I don’t want to put people off; there are musicians who come straight out of college, do shows and they do a great job, but there aren’t many. Don’t be in a hurry to tie yourself down to something or to put yourself in the firing line. Just have a bit of fun with it, get some experience and enjoy playing!’.
So is the money that good? The Musicians’ Union website states that from 1st October 2011 the minimum weekly production salary for a West End show musician on a once nightly rate (a maximum of eight performances in a six day week) should be £855.36, which equates to £106.92 per show.
Bearing in mind that there is tax to be paid, as well as outgoings such as travel and parking (I note that the MU have recently struck a deal with NCP and Q-Park to get cheaper London parking for their members) the amount it adds up to might not be as high as you would think.
There is also a personal cost to working the anti-social hours of a West End drummer as James Powell explained in Part 2, ‘I love everyone on the show but I do prefer being at home… I’ve got two young kids, a wife who needs me and working every night is very hard on that level. It’s not really working for me but I have to do it at the moment.’
In Part 8 Tim Weller mentioned the importance of having time away from the show ‘Billy Elliot’ for him and his family – ‘I try to balance working with spending time with my family. I''ve got a son who''s just started school and I like to make sure that I''ve got a bit of time in the week to build something dangerous out of Lego with him.’
The West End is a career that involves choices and is not just music for fun, as Tim Goodyer describes in Part 4, ‘I went to Dirty Dancing, which I wasn’t sure about at the time because I was really enjoying Avenue Q. By the time they asked me to do it they’d sold about £12.5 million in advanced tickets so I couldn’t really turn it down; I have a wife and kids and I had to think of them as well.’
In Part 9 Andy McGlasson talked about the positive creative aspects of being involved in ‘Ghost the Musical’ early on, ‘Quite often when you do a show that’s already been open in Broadway, for example, it’s all set in stone and you have to copy what the American drummer does, or you may have an arranger who writes something specific. That’s fine as well but I was able to suggest a few ideas, which was cool as it gave me a lot of freedom…The whole rhythm section had some kind of contribution so it makes it a fun show to be involved with.
…I’d been listening to some James Taylor on the way into a rehearsal with Russ Kunkel playing a really nice simple brush pattern. It was one of those days when they asked me to come up with something. I just ripped off the James Taylor pattern and it seemed to fit. The Musical Supervisor said ‘Ah! Genius!’ and I was like, ‘Ahhh... don’t mention it!’.
Musicals have had a resurgence in popularity over recent years and what better way to get people into music than including the band as part of the show?
In ‘We Will Rock You’ the musicians are in full view on scaffolding at the sides of the stage and in ‘The Lion King’, percussionists Damian Manning and Mike Hamnett play from the royal boxes throughout the show.

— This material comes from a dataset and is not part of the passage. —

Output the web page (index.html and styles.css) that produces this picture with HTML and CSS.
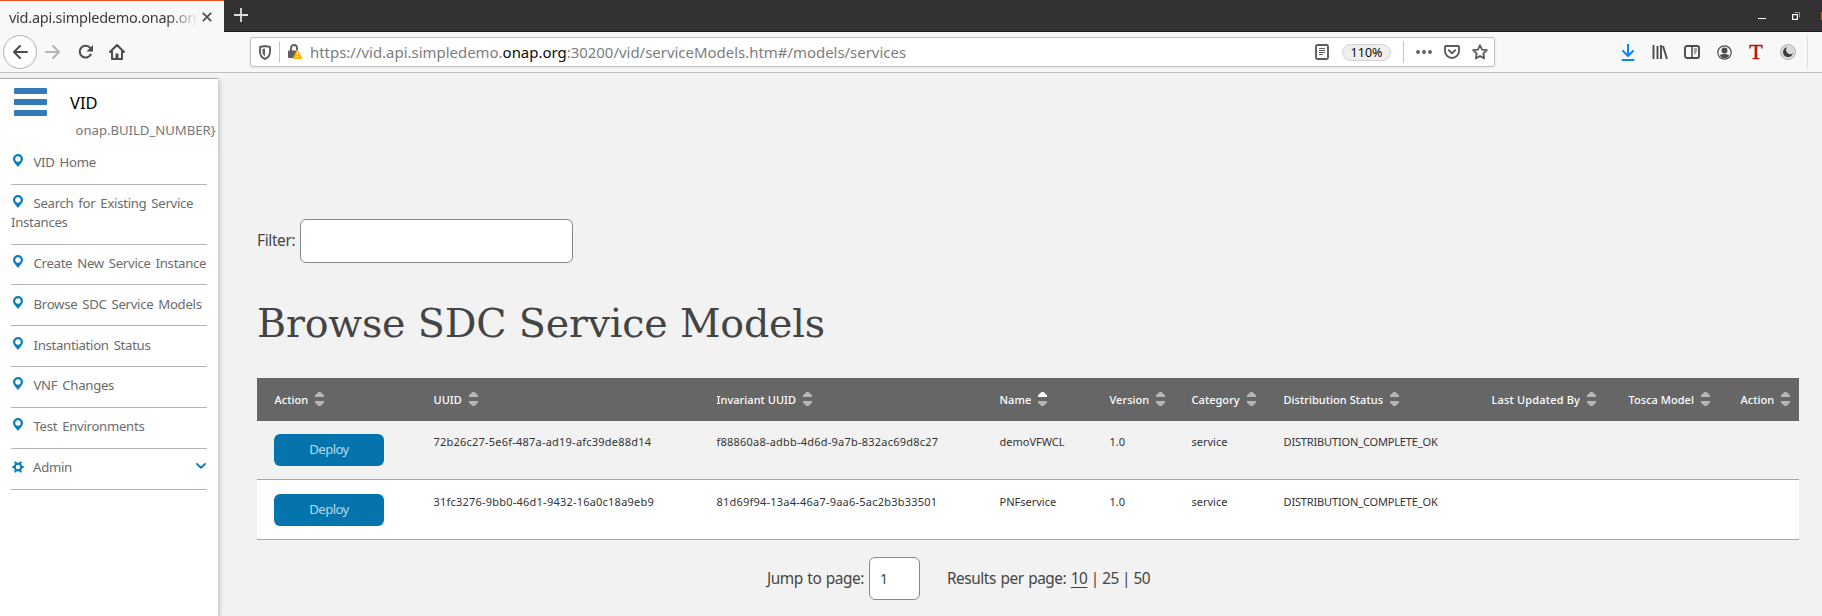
FILE: index.html
```html
<!DOCTYPE html>
<html lang="en">
<head>
<meta charset="utf-8">
<title>VID</title>
<link rel="stylesheet" href="styles.css">
</head>
<body>
<svg class="defs" width="0" height="0" aria-hidden="true">
  <symbol id="pin" viewBox="0 0 10 13"><path fill-rule="evenodd" d="M5 0a5 5 0 0 1 5 5c0 3-3 5-5 8-2-3-5-5-5-8a5 5 0 0 1 5-5zM5 2.300a2.700 2.700 0 1 0 0 5.400a2.700 2.700 0 0 0 0-5.400z" fill="#0a7fba"/></symbol>
  <symbol id="up" viewBox="0 0 9 5"><path d="M3.500 0h2L9 3.300V5H0V3.300z"/></symbol>
  <symbol id="down" viewBox="0 0 9 5"><path d="M3.500 5h2L9 1.700V0H0v1.700z"/></symbol>
</svg>

<div class="tabbar">
  <div class="tab">
    <span class="tab-title">vid.api.simpledemo.onap.org</span>
    <svg class="tab-close" width="10" height="10" viewBox="0 0 10 10"><path d="M.8.800l8.400 8.400M9.200.800L.8 9.200" stroke="#4a4a4c" stroke-width="1.700"/></svg>
  </div>
  <svg class="plus" width="14" height="14" viewBox="0 0 14 14"><path d="M7 0v14M0 7h14" stroke="#dedede" stroke-width="1.800"/></svg>
  <div class="window-buttons">
    <svg class="minimize" width="8" height="2" viewBox="0 0 8 2"><path d="M0 .5h8" stroke="#fff"/></svg>
    <svg class="restore" width="8" height="8" viewBox="0 0 8 8" fill="none"><path d="M2.500.500h5v5" stroke="#999"/><rect x=".6" y="2.600" width="4.800" height="4.800" stroke="#fff" stroke-width="1.200"/></svg>
    <span class="close-edge"></span>
  </div>
</div>

<div class="navbar">
  <div class="nav-left">
    <span class="back"><svg width="16" height="14" viewBox="0 0 16 14"><path d="M8 1L2 7l6 6M2 7h13" fill="none" stroke="#4c4c4e" stroke-width="2" stroke-linecap="round" stroke-linejoin="round"/></svg></span>
    <svg class="forward" width="16" height="14" viewBox="0 0 16 14"><path d="M8 1l6 6-6 6M14 7H1" fill="none" stroke="#b5b5b6" stroke-width="2" stroke-linecap="round" stroke-linejoin="round"/></svg>
    <svg class="reload" width="16" height="16" viewBox="0 0 16 16"><path d="M12.300 4A5.900 5.900 0 1 0 12.800 10.500" fill="none" stroke="#4c4c4e" stroke-width="2" stroke-linecap="round"/><path d="M15 1v6.500H8.500z" fill="#4c4c4e"/></svg>
    <svg class="home" width="16" height="16" viewBox="0 0 16 16"><path d="M1 8l7-7 7 7M3 7.500V15h10V7.500" fill="none" stroke="#4c4c4e" stroke-width="2" stroke-linejoin="round" stroke-linecap="round"/><path d="M6.500 14V9.500h3V14z" fill="#4c4c4e"/></svg>
  </div>
  <div class="urlbar">
    <svg class="shield" width="12" height="15" viewBox="0 0 12 15"><path d="M6 1L11 2v4.500C11 10.500 8.500 13 6 14 3.500 13 1 10.500 1 6.500V2z" fill="none" stroke="#5d5d5f" stroke-width="1.900" stroke-linejoin="round"/><path d="M6 3.600v7.800C4.500 10.500 3.500 9 3.500 6.500V4z" fill="#5d5d5f"/></svg>
    <span class="url-sep"></span>
    <svg class="lock" width="16" height="16" viewBox="0 0 16 16"><path d="M3 7V4a3 3 0 0 1 6 0v2" fill="none" stroke="#5d5d5f" stroke-width="1.900"/><rect x="0" y="6.500" width="9.500" height="7.500" rx="1" fill="#5d5d5f"/><path d="M9.500 6L14 14.500H5z" fill="#ffb000" stroke="#ffb000" stroke-linejoin="round"/><path d="M9.500 8v3M9.500 12.300v1.300" stroke="#fff" stroke-width="1.300"/></svg>
    <span class="url">https://vid.api.simpledemo.<b>onap.org</b>:30200/vid/serviceModels.htm#/models/services</span>
    <svg class="reader" width="14" height="16" viewBox="0 0 14 16"><rect x="1" y="1" width="12" height="14" rx="1.500" fill="none" stroke="#5d5d5f" stroke-width="1.900"/><path d="M4 4.500h6M4 6.500h6M4 8.500h6M4 10.500h4" stroke="#5d5d5f"/></svg>
    <span class="zoom">110%</span>
    <span class="url-sep sep-right"></span>
    <svg class="dots" width="16" height="4" viewBox="0 0 16 4" fill="#5d5d5f"><circle cx="2" cy="2" r="1.900"/><circle cx="8" cy="2" r="1.900"/><circle cx="14" cy="2" r="1.900"/></svg>
    <svg class="pocket" width="16" height="14" viewBox="0 0 16 14" fill="none" stroke="#5d5d5f" stroke-width="1.900" stroke-linecap="round" stroke-linejoin="round"><path d="M2 1h12a1 1 0 0 1 1 1v4A7 7 0 0 1 1 6V2a1 1 0 0 1 1-1z"/><path d="M4.800 5.200L8 8.200l3.200-3"/></svg>
    <svg class="star" width="16" height="16" viewBox="0 0 16 16"><path d="M8 1.200l2 4.400 4.900.6-3.600 3.300.9 4.900L8 12l-4.200 2.400.9-4.900L1.100 6.200 6 5.600z" fill="none" stroke="#5d5d5f" stroke-width="1.800" stroke-linejoin="round"/></svg>
  </div>
  <div class="nav-right">
    <span><svg width="14" height="17" viewBox="0 0 14 17"><path d="M7 .5v11M2 7l5 5 5-5M1.500 16h11" fill="none" stroke="#0a84ff" stroke-width="2" stroke-linecap="round" stroke-linejoin="round"/></svg></span>
    <span><svg width="16" height="14" viewBox="0 0 16 14"><path d="M1.500 0v14M5.500 1v13M9 0v14M11 1l4 13" fill="none" stroke="#4c4c4e" stroke-width="1.900"/></svg></span>
    <span><svg width="16" height="14" viewBox="0 0 16 14"><rect x="1" y="1" width="14" height="12" rx="2" fill="none" stroke="#4c4c4e" stroke-width="1.900"/><path d="M8 1v12" stroke="#4c4c4e" stroke-width="1.600"/><path d="M10 4h3M10 6h3M10 8h2" stroke="#4c4c4e"/></svg></span>
    <span><svg width="15" height="15" viewBox="0 0 15 15"><circle cx="7.500" cy="7.500" r="6.700" fill="none" stroke="#4c4c4e" stroke-width="1.200"/><circle cx="7.500" cy="5.600" r="3" fill="#4c4c4e"/><path d="M2.800 10.500c2-2 7.400-2 9.400 0a5.600 5.600 0 0 1-9.400 0z" fill="#4c4c4e"/></svg></span>
    <span class="t-icon">T</span>
    <span><svg width="16" height="16" viewBox="0 0 16 16"><circle cx="8" cy="8" r="7.500" fill="#dadada" stroke="#b4b4b4"/><path d="M7.500 3.200A4.900 4.900 0 1 0 12.800 9 3.700 3.700 0 0 1 7.500 3.200z" fill="#3c3c3e"/></svg></span>
  </div>
</div>

<div class="page">
  <aside class="sidebar">
    <div class="brand">
      <span class="burger"><i></i><i></i><i></i></span>
      <span class="brand-name">VID</span>
    </div>
    <div class="build">onap.BUILD_NUMBER}</div>
    <ul class="menu">
      <li><svg class="pin"><use href="#pin"/></svg>VID Home</li>
      <li><svg class="pin"><use href="#pin"/></svg>Search for Existing Service<br>Instances</li>
      <li class="short"><svg class="pin"><use href="#pin"/></svg>Create New Service Instance</li>
      <li class="low"><svg class="pin"><use href="#pin"/></svg>Browse SDC Service Models</li>
      <li class="low"><svg class="pin"><use href="#pin"/></svg>Instantiation Status</li>
      <li><svg class="pin"><use href="#pin"/></svg>VNF Changes</li>
      <li><svg class="pin"><use href="#pin"/></svg>Test Environments</li>
      <li class="admin"><svg class="gear" width="12" height="12" viewBox="0 0 12 12"><circle cx="6" cy="6" r="3.300" fill="none" stroke="#0a7fba" stroke-width="2.200"/><path d="M.3 6h2M9.700 6h2M2.900.800l1.200 2M9.100.800l-1.200 2M2.900 11.200l1.200-2M9.100 11.200l-1.200-2" stroke="#0a7fba" stroke-width="2.200"/></svg>Admin<svg class="chevron" width="10" height="6" viewBox="0 0 10 6"><path d="M1 1l4 3.600L9 1" fill="none" stroke="#0a7fba" stroke-width="1.900" stroke-linecap="round"/></svg></li>
    </ul>
  </aside>
  <main class="content">
    <div class="filter"><label for="filter">Filter:</label><input id="filter" class="box" type="text"></div>
    <h1>Browse SDC Service Models</h1>
    <table>
      <colgroup><col class="c1"><col class="c2"><col class="c3"><col class="c4"><col class="c5"><col class="c6"><col class="c7"><col class="c8"><col class="c9"><col class="c10"></colgroup>
      <thead>
        <tr>
          <th>Action<span class="sort"><svg><use href="#up"/></svg><svg><use href="#down"/></svg></span></th>
          <th>UUID<span class="sort"><svg><use href="#up"/></svg><svg><use href="#down"/></svg></span></th>
          <th>Invariant UUID<span class="sort"><svg><use href="#up"/></svg><svg><use href="#down"/></svg></span></th>
          <th>Name<span class="sort asc"><svg><use href="#up"/></svg><svg><use href="#down"/></svg></span></th>
          <th>Version<span class="sort"><svg><use href="#up"/></svg><svg><use href="#down"/></svg></span></th>
          <th>Category<span class="sort"><svg><use href="#up"/></svg><svg><use href="#down"/></svg></span></th>
          <th>Distribution Status<span class="sort"><svg><use href="#up"/></svg><svg><use href="#down"/></svg></span></th>
          <th class="wide">Last Updated By<span class="sort"><svg><use href="#up"/></svg><svg><use href="#down"/></svg></span></th>
          <th>Tosca Model<span class="sort"><svg><use href="#up"/></svg><svg><use href="#down"/></svg></span></th>
          <th>Action<span class="sort"><svg><use href="#up"/></svg><svg><use href="#down"/></svg></span></th>
        </tr>
      </thead>
      <tbody>
        <tr><td><button class="deploy">Deploy</button></td><td class="id">72b26c27-5e6f-487a-ad19-afc39de88d14</td><td class="id">f88860a8-adbb-4d6d-9a7b-832ac69d8c27</td><td>demoVFWCL</td><td>1.0</td><td>service</td><td class="status">DISTRIBUTION_COMPLETE_OK</td><td></td><td></td><td></td></tr>
        <tr><td><button class="deploy">Deploy</button></td><td class="id">31fc3276-9bb0-46d1-9432-16a0c18a9eb9</td><td class="id">81d69f94-13a4-46a7-9aa6-5ac2b3b33501</td><td>PNFservice</td><td>1.0</td><td>service</td><td class="status">DISTRIBUTION_COMPLETE_OK</td><td></td><td></td><td></td></tr>
      </tbody>
    </table>
    <div class="pager">
      <label for="page">Jump to page:</label><input id="page" class="box" type="text" value="1">
      <span class="results">Results per page: <span class="sizes"><u>10</u> | 25 | 50</span></span>
    </div>
  </main>
</div>
</body>
</html>
```
FILE: styles.css
```css
* { box-sizing: border-box; }
body {
  margin: 0;
  width: 1822px;
  height: 616px;
  overflow: hidden;
  background: #f2f2f2;
  font-family: "Noto Sans", "Open Sans", sans-serif;
  color: #444;
}
svg { display: block; flex: none; }
.defs { position: absolute; }

.tabbar {
  display: flex;
  align-items: center;
  height: 32px;
  background: #333132;
  border-bottom: 1px solid #1c1b1c;
}
.tab {
  display: flex;
  align-items: center;
  width: 224px;
  height: 32px;
  margin-bottom: -1px;
  padding-left: 9px;
  background: #f8f8f8;
  border-top: 1px solid #e95420;
}
.tab-title {
  width: 187px;
  overflow: hidden;
  white-space: nowrap;
  font-size: 14.500px;
  line-height: 22px;
  letter-spacing: -0.250px;
  color: #3c3c3e;
  -webkit-mask-image: linear-gradient(to right, #000 158px, transparent 190px);
  mask-image: linear-gradient(to right, #000 158px, transparent 190px);
}
.tab-close { margin-left: 6px; }
.plus { margin: -1px 0 0 10px; }
.window-buttons { display: flex; align-items: center; margin-left: auto; height: 31px; }
.window-buttons .minimize { margin-top: 6px; }
.window-buttons .restore { margin-left: 26px; }
.close-edge { width: 1px; height: 8px; margin-left: 21px; background: #c4512a; }

.navbar {
  display: flex;
  align-items: center;
  height: 41px;
  background: #f8f8f8;
  border-bottom: 1px solid #bfbfbf;
}
.nav-left { display: flex; align-items: center; width: 250px; padding-left: 3px; }
.back {
  display: flex;
  align-items: center;
  justify-content: center;
  width: 34px;
  height: 34px;
  border: 1px solid #b3b3b3;
  border-radius: 50%;
  background: #fdfdfd;
}
.forward { margin-left: 8px; }
.reload { margin-left: 17px; }
.home { margin-left: 15px; }
.urlbar {
  display: flex;
  align-items: center;
  width: 1245px;
  height: 30px;
  padding-left: 8px;
  background: #fff;
  border: 1px solid #c1c1c1;
  border-radius: 3px;
  box-shadow: 0 1px 3px rgba(0, 0, 0, 0.080);
}
.url-sep { width: 1px; height: 22px; margin-left: 8px; background: #c4c4c4; }
.lock { margin-left: 8px; }
.url { margin-left: 6px; font-size: 14.950px; line-height: 22px; color: #7d7d7e; white-space: nowrap; }
.url b { font-weight: 400; color: #0c0c0d; }
.reader { margin-left: auto; }
.zoom {
  width: 49px;
  height: 17px;
  margin-left: 13px;
  border: 1px solid #d5d5d5;
  border-radius: 9px;
  background: #efefef;
  font-size: 12.500px;
  line-height: 15px;
  text-align: center;
  color: #0c0c0d;
}
.sep-right { margin-left: 12px; }
.dots { margin-left: 12px; }
.pocket { margin-left: 12px; }
.star { margin: 0 6px 0 12px; }
.nav-right {
  display: flex;
  align-items: center;
  width: 196px;
  height: 34px;
  margin-left: auto;
  margin-right: 14px;
  border-right: 1px solid #dedede;
}
.nav-right span { display: flex; justify-content: center; width: 32px; }
.nav-right .t-icon { font: 400 22px/20px "Liberation Serif", serif; color: #b8120c; -webkit-text-stroke: 0.500px #b8120c; }

.page { display: flex; height: 543px; }
.sidebar {
  width: 218px;
  margin-top: 5px;
  background: #fff;
  border-top: 1px solid #b0b0b0;
  box-shadow: 2px 2px 4px rgba(0, 0, 0, 0.180);
}
.brand { display: flex; align-items: flex-start; padding: 8px 0 0 14px; height: 46px; }
.burger { display: flex; flex-direction: column; gap: 5px; width: 33px; padding-top: 0.500px; }
.burger i { height: 6px; border-radius: 1px; background: #337ab7; }
.brand-name { margin: 4px 0 0 23px; font-size: 16.500px; line-height: 24px; color: #000; }
.build { padding-left: 75.500px; font-size: 13.200px; line-height: 18px; letter-spacing: -0.050px; margin-top: -4px; color: #777; white-space: nowrap; }
.menu { list-style: none; margin: 0; padding: 5px 11px 0; }
.menu li {
  height: 41px;
  padding-top: 9px;
  border-bottom: 1px solid #b3b3b3;
  font-size: 13.200px;
  line-height: 19px;
  letter-spacing: -0.300px;
  word-spacing: 1.800px;
  color: #6b6b6b;
  white-space: nowrap;
}
.menu li:nth-child(2) { height: 60px; }
.menu .short { height: 40px; }
.menu .low { padding-top: 10px; }
.pin { display: inline-block; width: 10px; height: 13px; margin: 0 10.500px 0 2px; vertical-align: 0; }
.gear { display: inline-block; margin: 0 9px 0 1px; vertical-align: -1px; }
.chevron { float: right; margin: 5px 1px 0 0; }

.content { width: 1604px; padding: 146px 23px 0 39px; }
.box { border: 1px solid #888; border-radius: 6px; background: #fff; font: 14px "Noto Sans", sans-serif; color: #444; outline: 0; }
.filter { display: flex; align-items: center; height: 44px; font-size: 15.400px; }
.filter .box { width: 273px; height: 44px; margin-left: 4px; }
.filter label { width: 39px; white-space: nowrap; margin-top: -2px; letter-spacing: -0.350px; }
h1 { margin: 32px 0 0; font: 400 39.600px/56px "DejaVu Serif", serif; letter-spacing: -0.180px; color: #444; white-space: nowrap; }
table { width: 1542px; margin-top: 27px; table-layout: fixed; border-collapse: separate; border-spacing: 0; font-size: 11px; }
.c1 { width: 159px; } .c2 { width: 283px; } .c3 { width: 283px; } .c4 { width: 110px; } .c5 { width: 82px; }
.c6 { width: 92px; } .c7 { width: 208px; } .c8 { width: 137px; } .c9 { width: 112px; } .c10 { width: 76px; }
th {
  height: 43px;
  padding: 0 0 0 17.500px;
  background: #666;
  color: #fff;
  font-weight: 500;
  letter-spacing: 0.050px;
  text-align: left;
  white-space: nowrap;
}
th.wide { letter-spacing: 0.180px; }
.sort { display: inline-flex; flex-direction: column; gap: 4px; margin: -2px 0 0 7px; vertical-align: middle; fill: #b5b5b5; position: relative; top: -1px; }
.sort svg { width: 9px; height: 5px; }
.sort.asc svg:first-child { fill: #fff; }
td { height: 60px; padding: 13px 0 0 17.500px; border-bottom: 1px solid #a3a5a4; vertical-align: top; line-height: 16px; color: #333; white-space: nowrap; }
.id { letter-spacing: 0.220px; }
.status { letter-spacing: -0.150px; }
tbody tr:first-child td { height: 59px; }
tbody tr:nth-child(2) td { background: #fff; padding-top: 14px; }
tbody td:first-child { padding-left: 17px; }
.deploy { display: block; width: 110px; height: 32px; padding: 0 0 2px; border: 0; border-radius: 6px; background: #0574ac; color: #b4d9ea; font: 13.200px "Noto Sans", sans-serif; letter-spacing: -0.600px; }
.pager { display: flex; align-items: center; margin-top: 17px; padding-left: 510px; font-size: 15.400px; letter-spacing: -0.450px; word-spacing: 1px; white-space: nowrap; }
.pager label { width: 97px; }
.pager .box { width: 51px; height: 43px; margin-left: 5px; padding: 0 10px; }
.results { margin-left: 27px; }
.sizes { letter-spacing: -0.550px; word-spacing: 0; }
.results u { text-underline-offset: 3px; }
```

Mike Hamnett said in Part 7, ‘The visual aspect is a very deliberate choice by the producers of the show and in every production across the world the two box percussionists are featured soloists. We get individual bows after the orchestra as featured players.’
Also in Part 7, Damian Manning said, ‘as a musician it’s a very up and down world but even during the credit crunch the West End here is thriving and it’s never been so good. There’s a lot of work, which means there’s more for deps. There are shows now that quite often have a drummer and percussionist.’
All of the drummers mentioned the importance of their deps in staying fresh to combat the monotony of playing the same music every day. In Part 1 Tony Bourke said,
‘From a drummer’s point of view you have to nail it every night. Sometimes it’s hard. Working it out, I’ve done over 3,500 performances! I have deps so I can have holidays because there’s no way I could do it all the time. I have to go off and do other things to keep the brain going. You have to professionally step back from it sometimes…It’s the hardest job I’ve ever done but it’s bloody good fun.’
In Part 7 Dave Elliott described his experiences of depping as a percussionist on his first show, ‘The Lion King’ – ‘I quickly realised you have to go in, know the show, respect the community that is in place and respect the fact that everyone there has played it so many times. You’ve got to know the music inside out, listen to everyone and do your homework…
'I was called this morning for today’s afternoon show so it could be at any time and you have to stay on top of it; that might just be putting it on your iPod and listening every now and then. I realised that although you’re going in and others might be listening to you, at the end of the day you’re just part of a bigger picture so if you play as though everyone’s listening to you you’ll come across as too soloistic.
'You’ve got to know your place within the music. People might listen out to see what the new guy is like but mostly they just want the show to go well so they want you to play well.’
In Part 3 Elliott Henshaw talked with admiration about the standard of musicianship in the West End. ‘You can’t make a living just doing sessions now, there isn’t the work there anymore. The guys who used to be doing that full time 20 years ago are all in the pits now so you end up working with some heavy, heavy players.’
Doing this series of interviews has made me extremely proud of the musicians we have in the UK. These players are working under the radar in London each night in our theatres and when they’re not there they are playing on the albums we hear in the charts or touring with huge artists, all without us necessarily knowing anything about them.
I hope that the series has brought some positive attention to the musicians in the West End; go to see the shows they play on to keep the West End thriving and to make sure live music stays alive. While you’re there go and say hi to them in the pit because they are the most genuine people you will ever meet.
Many thanks to all the musicians who gave up their time to take part in West End Drummers and special thanks to Ralph Salmins and Tim Goodyer for putting me in touch with such charming and enthusiastic people.